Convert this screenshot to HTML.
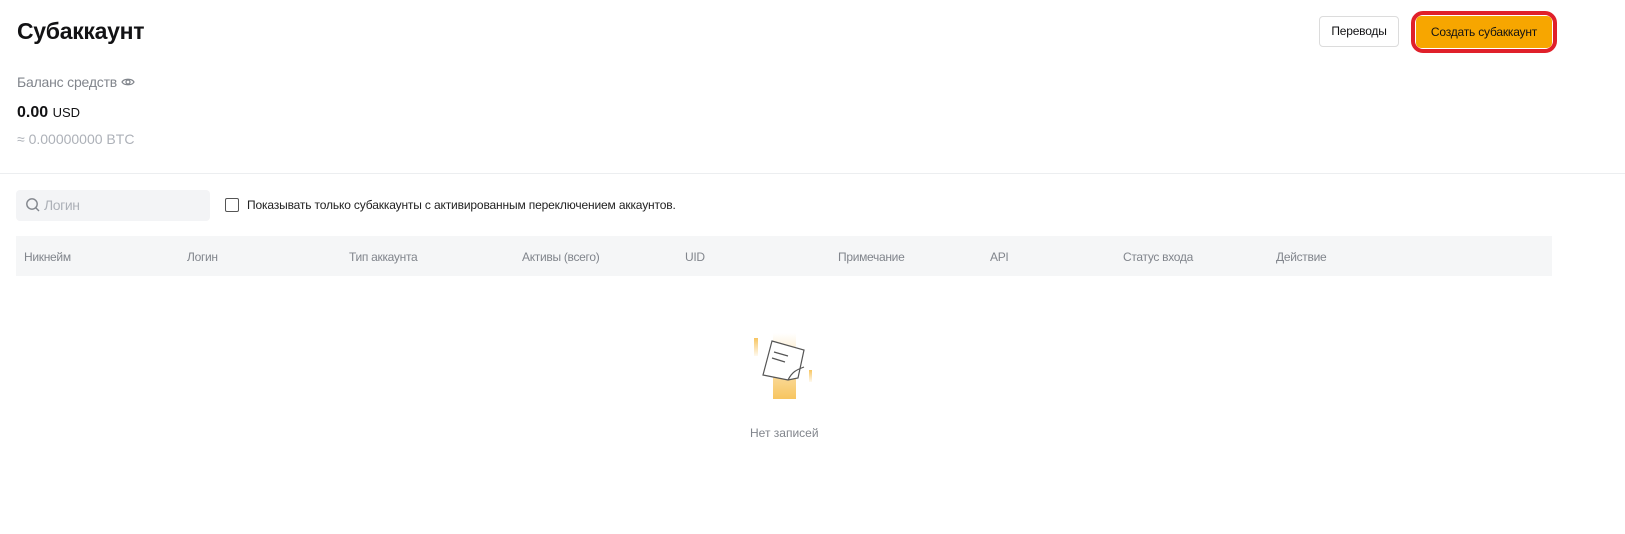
<!DOCTYPE html>
<html><head><meta charset="utf-8"><style>
body{margin:0;width:1625px;height:534px;background:#fff;font-family:"Liberation Sans",sans-serif;position:relative;overflow:hidden;color:#121214}
.a{position:absolute;white-space:nowrap}
</style></head><body>
<div class="a" style="left:17px;top:18px;font-size:23px;font-weight:bold;letter-spacing:-0.3px">Субаккаунт</div>
<div class="a" style="left:1319px;top:16px;width:80px;height:31px;border:1px solid #dcdcdc;border-radius:4px;box-sizing:border-box;font-size:12px;text-align:center;line-height:29px;letter-spacing:-0.2px">Переводы</div>
<div class="a" style="left:1411px;top:11px;width:146px;height:42px;border:4px solid #e0202a;border-radius:12px;box-sizing:border-box"></div>
<div class="a" style="left:1416px;top:16px;width:136px;height:32px;background:#f7a600;border-radius:5px;font-size:12px;text-align:center;line-height:32px;letter-spacing:-0.2px">Создать субаккаунт</div>
<div class="a" style="left:17px;top:74px;font-size:14px;color:#81858c;letter-spacing:-0.2px">Баланс средств
<svg width="14" height="12" viewBox="0 0 14 12" style="vertical-align:-1px"><path d="M1 6C3 2.3 11 2.3 13 6C11 9.7 3 9.7 1 6Z" fill="none" stroke="#81858c" stroke-width="1.3"/><circle cx="7" cy="6" r="2" fill="none" stroke="#81858c" stroke-width="1.3"/></svg></div>
<div class="a" style="left:17px;top:104px;font-size:16px;font-weight:bold">0.00 <span style="font-size:13px;font-weight:normal">USD</span></div>
<div class="a" style="left:17px;top:131px;font-size:14px;color:#adb1b8">≈ 0.00000000 BTC</div>
<div class="a" style="left:0;top:173px;width:1625px;height:1px;background:#eceef0"></div>
<div class="a" style="left:16px;top:190px;width:194px;height:31px;background:#f3f4f6;border-radius:4px"></div>
<svg class="a" style="left:25px;top:197px" width="16" height="16" viewBox="0 0 16 16"><circle cx="7" cy="7" r="5.2" fill="none" stroke="#81858c" stroke-width="1.4"/><path d="M11 11L14 14" stroke="#81858c" stroke-width="1.4"/></svg>
<div class="a" style="left:44px;top:197px;font-size:14px;color:#adb1b8;letter-spacing:-0.4px">Логин</div>
<div class="a" style="left:225px;top:198px;width:14px;height:14px;border:1px solid #555;border-radius:2px;box-sizing:border-box"></div>
<div class="a" style="left:247px;top:198px;font-size:12px;letter-spacing:-0.15px;color:#222">Показывать только субаккаунты с активированным переключением аккаунтов.</div>
<div class="a" style="left:16px;top:236px;width:1536px;height:40px;background:#f5f6f7"></div>
<div style="font-size:12px;color:#81858c;letter-spacing:-0.3px">
<div class="a" style="left:24px;top:250px">Никнейм</div>
<div class="a" style="left:187px;top:250px">Логин</div>
<div class="a" style="left:349px;top:250px">Тип аккаунта</div>
<div class="a" style="left:522px;top:250px">Активы (всего)</div>
<div class="a" style="left:685px;top:250px">UID</div>
<div class="a" style="left:838px;top:250px">Примечание</div>
<div class="a" style="left:990px;top:250px">API</div>
<div class="a" style="left:1123px;top:250px">Статус входа</div>
<div class="a" style="left:1276px;top:250px">Действие</div>
</div>
<svg class="a" style="left:750px;top:330px" width="70" height="72" viewBox="0 0 70 72">
<defs><linearGradient id="g" x1="0" y1="0" x2="0" y2="1"><stop offset="0" stop-color="#f7c560" stop-opacity="0"/><stop offset="1" stop-color="#f7c560"/></linearGradient>
<linearGradient id="g2" x1="0" y1="0" x2="0" y2="1"><stop offset="0" stop-color="#f7c560"/><stop offset="1" stop-color="#f7c560" stop-opacity="0.1"/></linearGradient></defs>
<rect x="23" y="3" width="23" height="66" fill="url(#g)"/>
<rect x="4" y="8" width="4" height="18" fill="url(#g2)"/>
<rect x="59" y="40" width="3" height="12" fill="url(#g2)"/>
<path d="M22 11L54 20L48 48L38 50L13 45Z" fill="#fff" stroke="#555" stroke-width="1.2"/>
<path d="M24 22L38 26M22 28L35 32" stroke="#555" stroke-width="1.2"/>
<path d="M38 50C42 42 46 40 54 37" fill="none" stroke="#555" stroke-width="1.2"/>
</svg>
<div class="a" style="left:750px;top:426px;font-size:12px;color:#81858c">Нет записей</div>
</body></html>
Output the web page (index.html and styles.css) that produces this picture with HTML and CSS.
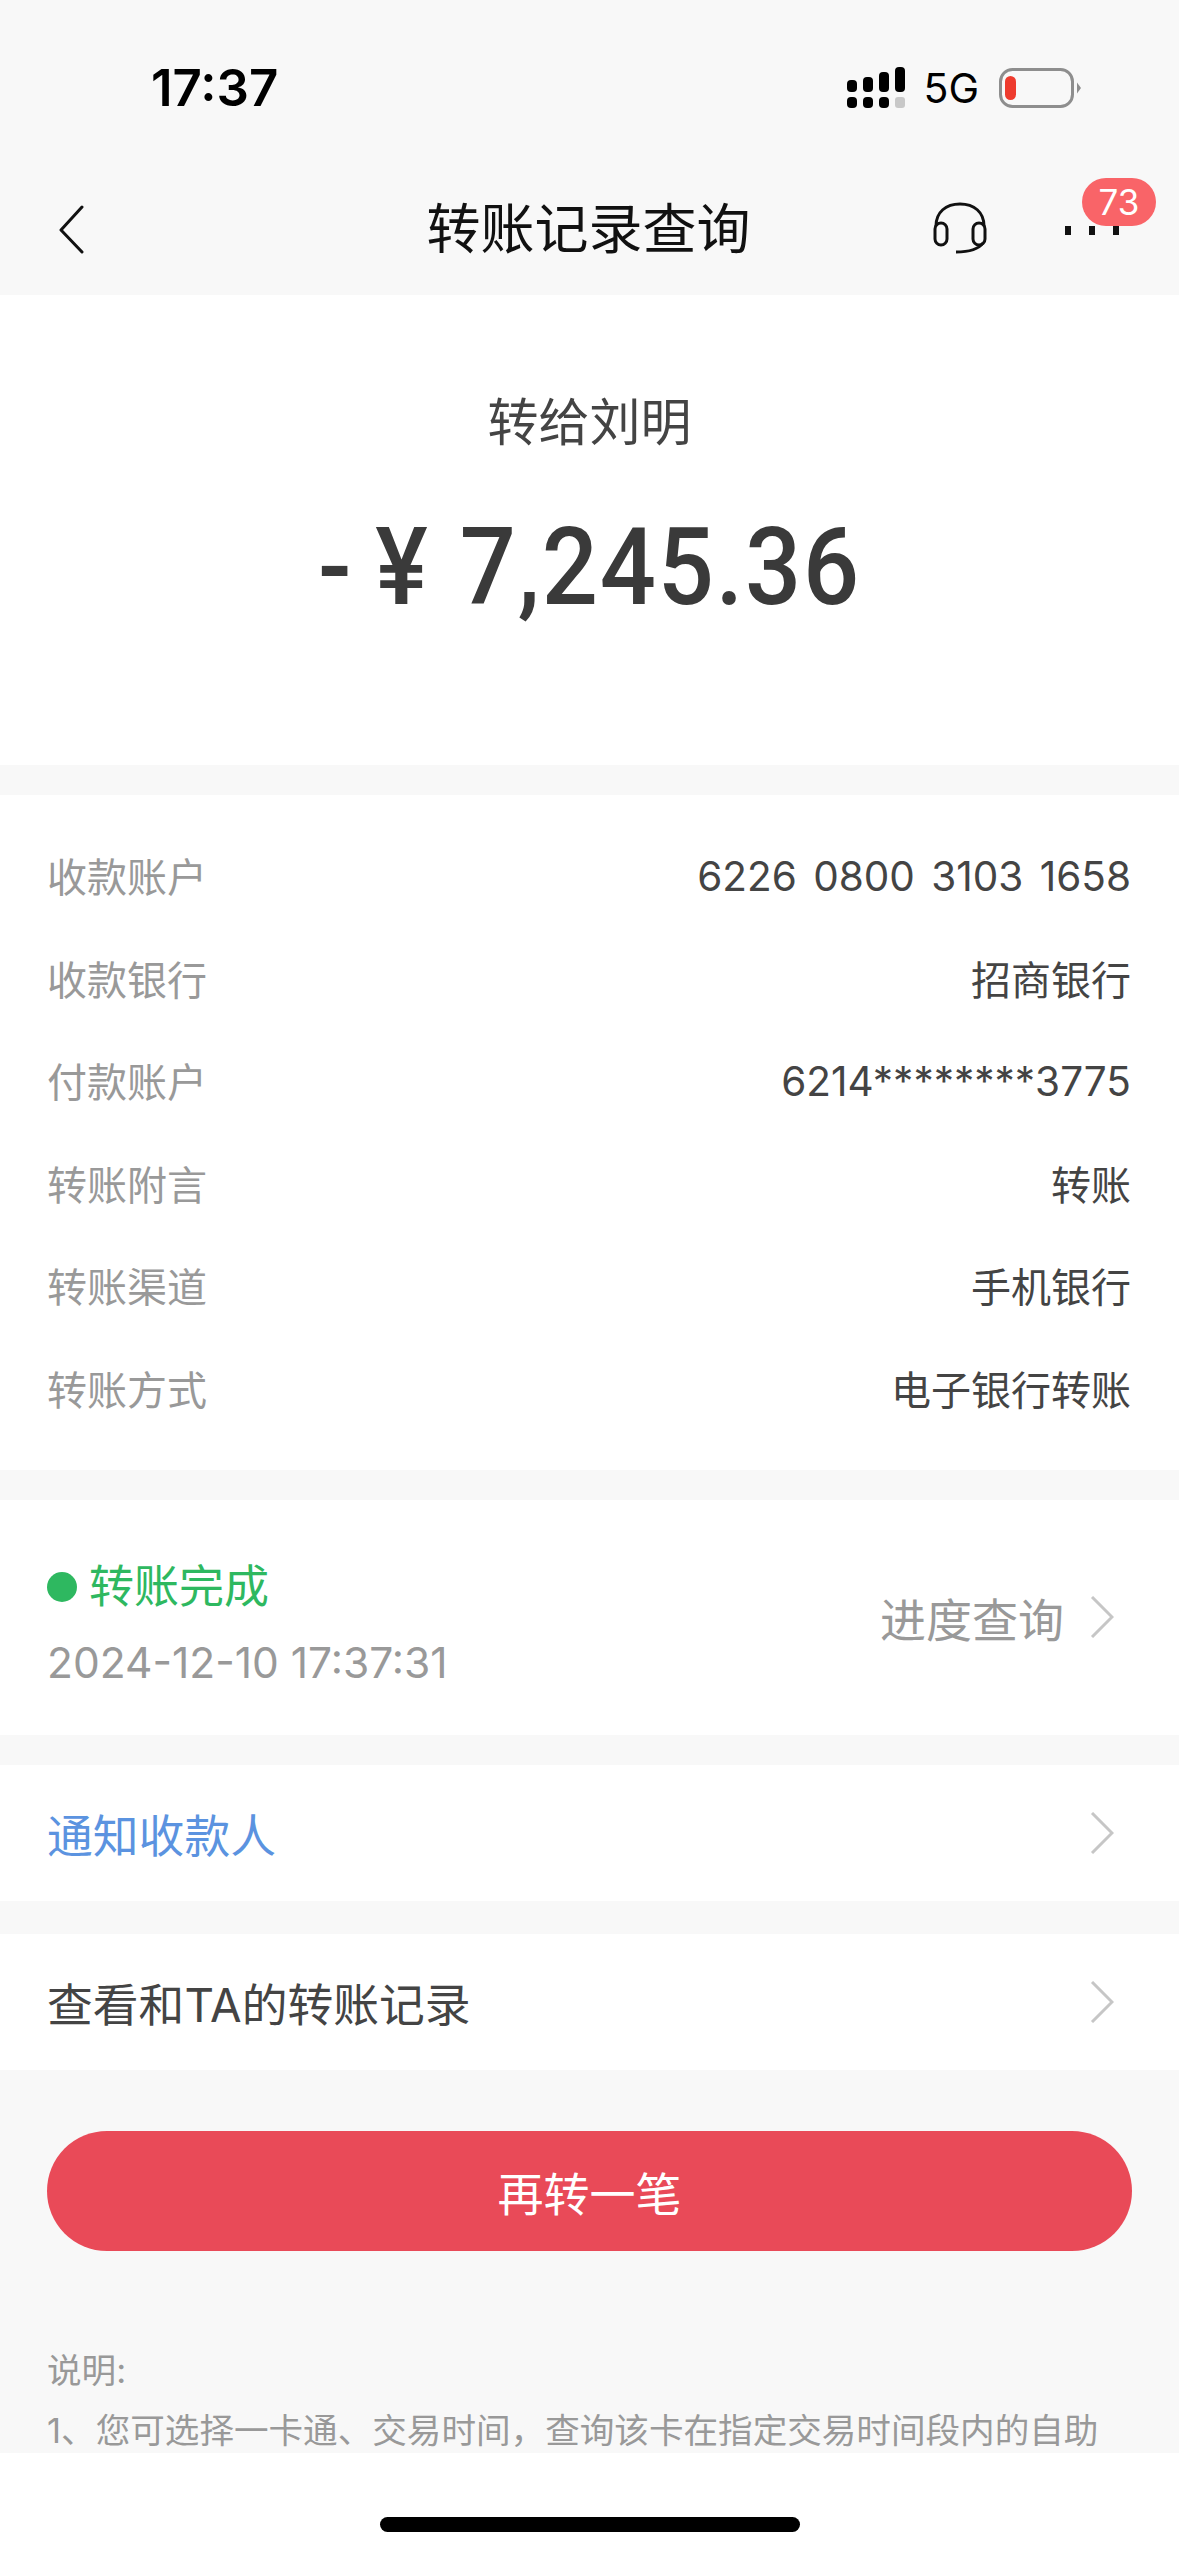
FILE: index.html
```html
<!DOCTYPE html>
<html lang="zh">
  <head>
    <meta charset="utf-8">
    <title>转账记录查询</title>
    <link rel="stylesheet" href="styles.css">
  </head>
  <body>
    <div class="top">
      <div class="status">
        <span class="time">17:37</span>
        <div class="status-right">
          <svg class="signal" width="58" height="41" viewBox="0 0 58 41">
            <rect x="0" y="13" width="10" height="12" rx="4"/>
            <rect x="16" y="10" width="10" height="15" rx="4"/>
            <rect x="32" y="5" width="10" height="20" rx="4"/>
            <rect x="48" y="0" width="10" height="25" rx="4"/>
            <rect x="0" y="30" width="10" height="11" rx="4"/>
            <rect x="16" y="30" width="10" height="11" rx="4"/>
            <rect x="32" y="30" width="10" height="11" rx="4"/>
            <rect x="48" y="30" width="10" height="11" rx="3" fill="#c8c8c8"/>
          </svg>
          <span class="net">5G</span>
          <svg class="battery" width="82" height="40" viewBox="0 0 82 40">
            <rect x="1.5" y="1.5" width="72" height="37" rx="12" fill="none" stroke="#8e8e8e" stroke-width="3"/>
            <rect x="6" y="8" width="11" height="24" rx="5.5" fill="#ee3b2e"/>
            <path d="M78 14.5l4 5.500-4 5.500z" fill="#8e8e8e"/>
          </svg>
        </div>
      </div>
      <div class="nav">
        <svg class="back" width="26" height="50" viewBox="0 0 26 50">
          <path d="M24 2L3 25l21 22" fill="none" stroke="#111" stroke-width="3" stroke-linecap="round" stroke-linejoin="round"/>
        </svg>
        <h1 class="title">转账记录查询</h1>
        <div class="nav-right">
          <svg class="headset" width="54" height="52" viewBox="0 0 54 52">
            <path d="M3 24C3 10 13 2 27 2s24 8 24 22" fill="none" stroke="#111" stroke-width="3"/>
            <rect x="2" y="21" width="12" height="22" rx="6" fill="none" stroke="#111" stroke-width="3"/>
            <rect x="40" y="21" width="12" height="22" rx="6" fill="none" stroke="#111" stroke-width="3"/>
            <path d="M23 50c12 0 22-2 27-9" fill="none" stroke="#111" stroke-width="3"/>
          </svg>
          <div class="more">
            <i></i><i></i><i></i>
            <span class="badge">73</span>
          </div>
        </div>
      </div>
    </div>

    <div class="section hero">
      <div class="payee">转给刘明</div>
      <div class="amount"><span class="sign">-</span><span class="yen">¥</span>7,245.36</div>
    </div>

    <div class="section details">
      <div class="row"><span class="label">收款账户</span><span class="value num">6226 0800 3103 1658</span></div>
      <div class="row"><span class="label">收款银行</span><span class="value">招商银行</span></div>
      <div class="row"><span class="label">付款账户</span><span class="value num">6214********3775</span></div>
      <div class="row"><span class="label">转账附言</span><span class="value">转账</span></div>
      <div class="row"><span class="label">转账渠道</span><span class="value">手机银行</span></div>
      <div class="row"><span class="label">转账方式</span><span class="value">电子银行转账</span></div>
    </div>

    <div class="section progress">
      <div>
        <div class="state"><span class="dot"></span>转账完成</div>
        <div class="date">2024-12-10 17:37:31</div>
      </div>
      <div class="link-right">
        <span>进度查询</span>
        <svg class="chev" width="24" height="42" viewBox="0 0 24 42"><path d="M2 1l20 20L2 41" fill="none" stroke="#c6c6c6" stroke-width="3"/></svg>
      </div>
    </div>

    <div class="section item notify">
      <span>通知收款人</span>
      <svg class="chev" width="24" height="42" viewBox="0 0 24 42"><path d="M2 1l20 20L2 41" fill="none" stroke="#c6c6c6" stroke-width="3"/></svg>
    </div>

    <div class="section item history">
      <span>查看和TA的转账记录</span>
      <svg class="chev" width="24" height="42" viewBox="0 0 24 42"><path d="M2 1l20 20L2 41" fill="none" stroke="#c6c6c6" stroke-width="3"/></svg>
    </div>

    <div class="action"><button class="again" type="button">再转一笔</button></div>

    <div class="note">
      <p>说明:</p>
      <p>1、您可选择一卡通、交易时间，查询该卡在指定交易时间段内的自助</p>
    </div>

    <div class="home"><span class="home-bar"></span></div>
  </body>
</html>
```

FILE: styles.css
```css
* {
  box-sizing: border-box;
}

html, body {
  margin: 0;
  padding: 0;
}

body {
  display: flex;
  flex-direction: column;
  width: 1179px;
  height: 2556px;
  overflow: hidden;
  background: #f8f8f8;
  font-family: Inter, "Noto Sans CJK SC", sans-serif;
  color: #333;
}

.top {
  height: 295px;
}

.status {
  display: flex;
  justify-content: space-between;
  align-items: center;
  height: 165px;
  padding: 10px 98px 0 151px;
}

.time {
  font-family: Inter, sans-serif;
  font-size: 51px;
  font-weight: 600;
  color: #000;
}

.status-right {
  display: flex;
  align-items: center;
}

.net {
  margin: 0 20px 0 18px;
  font-size: 41px;
  color: #000;
}

.nav {
  display: grid;
  grid-template-columns: 1fr auto 1fr;
  align-items: center;
  height: 130px;
  padding: 0 60px 0 58px;
}

.title {
  margin: 0;
  padding-bottom: 10px;
  font-size: 54px;
  font-weight: 400;
  color: #111;
}

.nav-right {
  display: flex;
  justify-content: flex-end;
  align-items: center;
}

.headset {
  margin: 0 78px 4px 0;
}

.more {
  position: relative;
  display: flex;
  gap: 18px;
}

.more i {
  display: block;
  width: 6px;
  height: 9px;
  background: #111;
}

.badge {
  position: absolute;
  left: 17px;
  top: -48px;
  width: 74px;
  height: 48px;
  border-radius: 24px;
  background: #f96468;
  color: white;
  font-size: 35px;
  line-height: 48px;
  text-align: center;
}

.section {
  background: white;
}

.hero {
  height: 470px;
  margin-bottom: 30px;
  padding-top: 93px;
  text-align: center;
}

.payee {
  font-size: 51px;
  line-height: 70px;
  color: #444;
}

.amount {
  margin-top: 46px;
  font-family: Roboto, sans-serif;
  font-size: 108px;
  font-weight: 500;
  line-height: 126px;
  letter-spacing: 2px;
  color: #3a3a3a;
  transform: scaleX(0.915);
}

.sign {
  margin-right: 24px;
}

.yen {
  margin-right: 33px;
}

.details {
  height: 675px;
  margin-bottom: 30px;
  padding-top: 29px;
}

.row {
  display: flex;
  justify-content: space-between;
  align-items: center;
  height: 102.500px;
  padding: 0 48px 0 47px;
  font-size: 40px;
}

.label {
  color: #999;
}

.value {
  color: #444;
}

.num {
  padding-top: 3px;
  font-size: 40.500px;
  word-spacing: 5px;
}

.progress {
  display: flex;
  justify-content: space-between;
  align-items: center;
  height: 235px;
  margin-bottom: 30px;
  padding: 10px 65px 0 47px;
}

.state {
  display: flex;
  align-items: center;
  font-size: 45px;
  line-height: 64px;
  color: #2eb860;
}

.dot {
  width: 30px;
  height: 30px;
  margin-right: 12px;
  border-radius: 50%;
  background: #2eb860;
}

.date {
  margin-top: 16px;
  font-size: 42.500px;
  line-height: 56px;
  color: #999;
}

.link-right {
  display: flex;
  align-items: center;
  gap: 26px;
  margin-top: -12px;
  font-size: 46px;
  color: #999;
}

.item {
  display: flex;
  justify-content: space-between;
  align-items: center;
  height: 136px;
  padding: 0 65px 0 47px;
  font-size: 45.800px;
}

.notify {
  margin-bottom: 33px;
  color: #5b93e0;
}

.history {
  color: #444;
}

.action {
  padding: 61px 47px 0 47px;
}

.again {
  display: block;
  width: 100%;
  height: 120px;
  padding: 0;
  border: none;
  border-radius: 60px;
  background: #e94a58;
  color: white;
  font-family: inherit;
  font-size: 46px;
}

.note {
  flex: 1;
  min-height: 0;
  overflow: hidden;
  padding: 89px 47px 0 47px;
  font-size: 34.600px;
  line-height: 60px;
  color: #999;
}

.note p {
  margin: 0;
  white-space: nowrap;
}

.home {
  display: flex;
  justify-content: center;
  height: 103px;
  padding-top: 64px;
  background: white;
}

.home-bar {
  width: 420px;
  height: 15px;
  border-radius: 8px;
  background: black;
}
```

Required task: Return every line containing "index".

Result of this task:
Output the web page (index.html and styles.css) that produces this picture with HTML and CSS.
FILE: index.html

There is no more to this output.